§ **Problem to solve**
Return the number of lines that include the string "index", without any other text.

### Stored data ###

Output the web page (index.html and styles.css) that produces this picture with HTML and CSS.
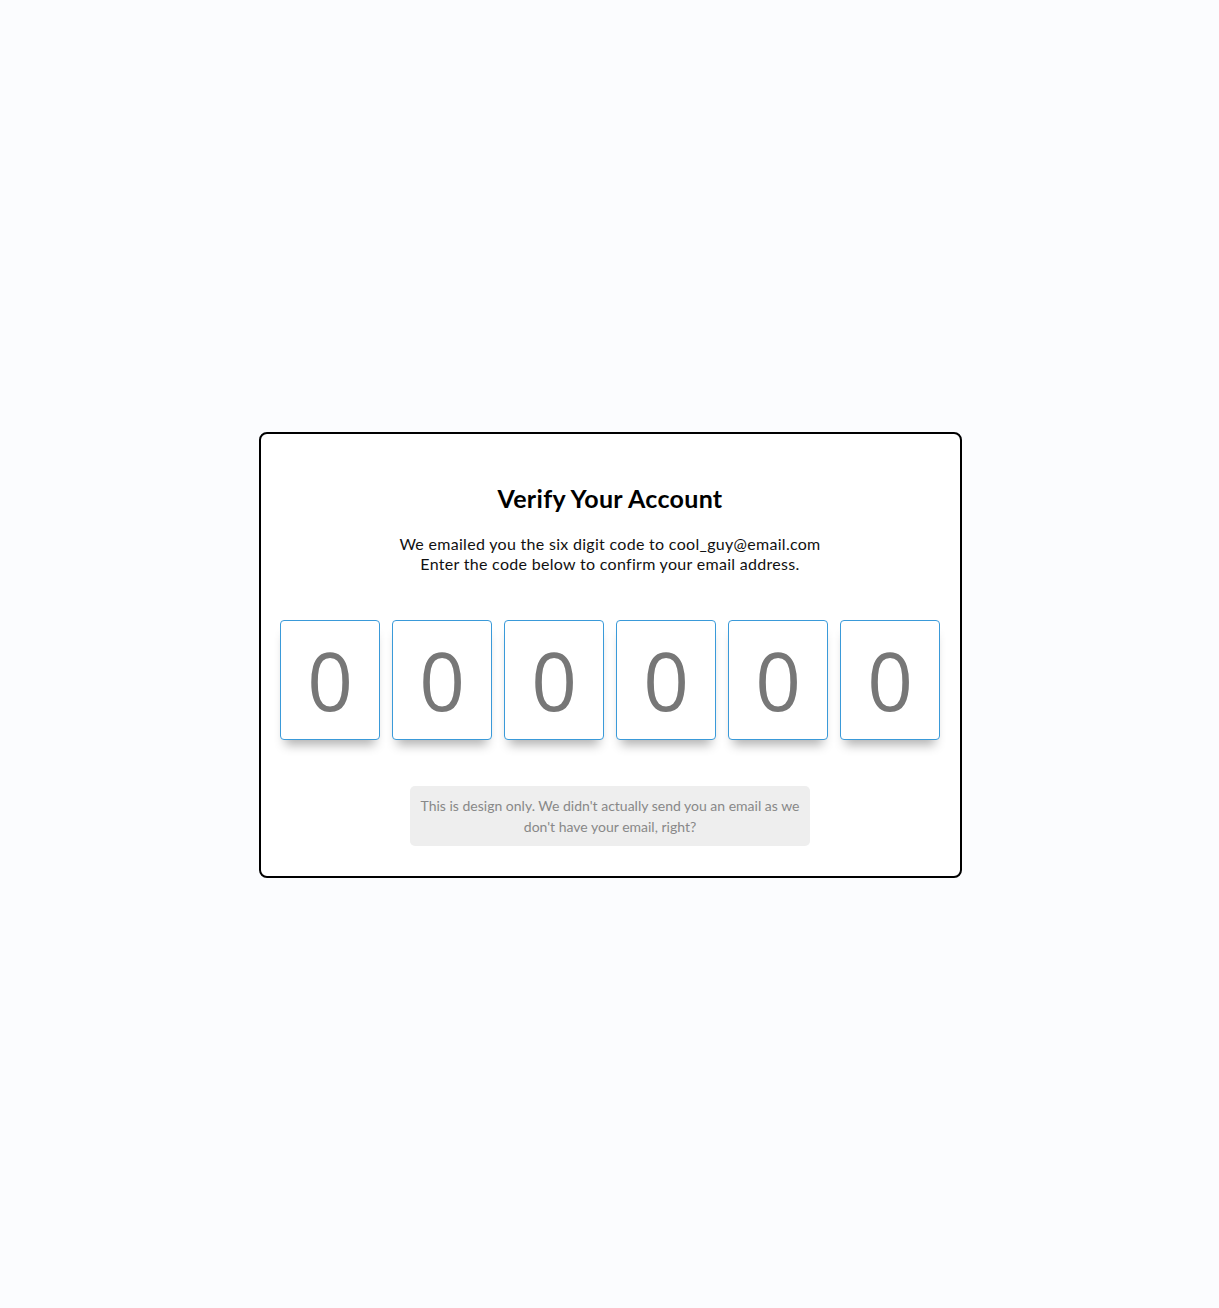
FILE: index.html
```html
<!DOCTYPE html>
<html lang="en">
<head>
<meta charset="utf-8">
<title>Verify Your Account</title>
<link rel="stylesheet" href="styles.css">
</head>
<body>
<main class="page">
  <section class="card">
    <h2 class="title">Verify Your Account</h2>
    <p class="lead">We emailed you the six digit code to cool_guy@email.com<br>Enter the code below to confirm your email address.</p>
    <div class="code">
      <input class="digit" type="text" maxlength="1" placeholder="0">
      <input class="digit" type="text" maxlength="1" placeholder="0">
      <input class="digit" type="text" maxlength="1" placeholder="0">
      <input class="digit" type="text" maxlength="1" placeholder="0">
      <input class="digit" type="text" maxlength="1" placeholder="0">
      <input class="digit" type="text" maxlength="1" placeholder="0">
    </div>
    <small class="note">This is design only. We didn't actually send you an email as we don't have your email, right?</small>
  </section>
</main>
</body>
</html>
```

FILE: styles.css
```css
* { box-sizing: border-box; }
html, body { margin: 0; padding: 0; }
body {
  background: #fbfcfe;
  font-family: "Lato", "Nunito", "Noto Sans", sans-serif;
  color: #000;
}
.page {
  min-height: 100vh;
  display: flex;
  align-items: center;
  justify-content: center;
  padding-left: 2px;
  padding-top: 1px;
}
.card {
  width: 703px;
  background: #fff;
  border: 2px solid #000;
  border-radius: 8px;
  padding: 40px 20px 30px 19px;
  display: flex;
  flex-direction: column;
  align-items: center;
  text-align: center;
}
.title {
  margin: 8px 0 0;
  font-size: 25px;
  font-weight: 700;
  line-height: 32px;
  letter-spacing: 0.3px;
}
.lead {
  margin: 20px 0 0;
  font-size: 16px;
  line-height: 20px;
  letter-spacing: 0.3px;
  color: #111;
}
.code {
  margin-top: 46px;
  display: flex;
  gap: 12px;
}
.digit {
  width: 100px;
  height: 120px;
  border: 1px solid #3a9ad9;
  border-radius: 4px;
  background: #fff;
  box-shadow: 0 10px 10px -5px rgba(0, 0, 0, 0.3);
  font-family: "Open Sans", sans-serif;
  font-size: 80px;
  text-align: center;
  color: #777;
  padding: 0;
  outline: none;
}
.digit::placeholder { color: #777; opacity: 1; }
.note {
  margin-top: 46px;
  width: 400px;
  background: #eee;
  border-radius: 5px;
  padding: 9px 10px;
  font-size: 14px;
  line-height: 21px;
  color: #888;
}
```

###

§ **Task result**
2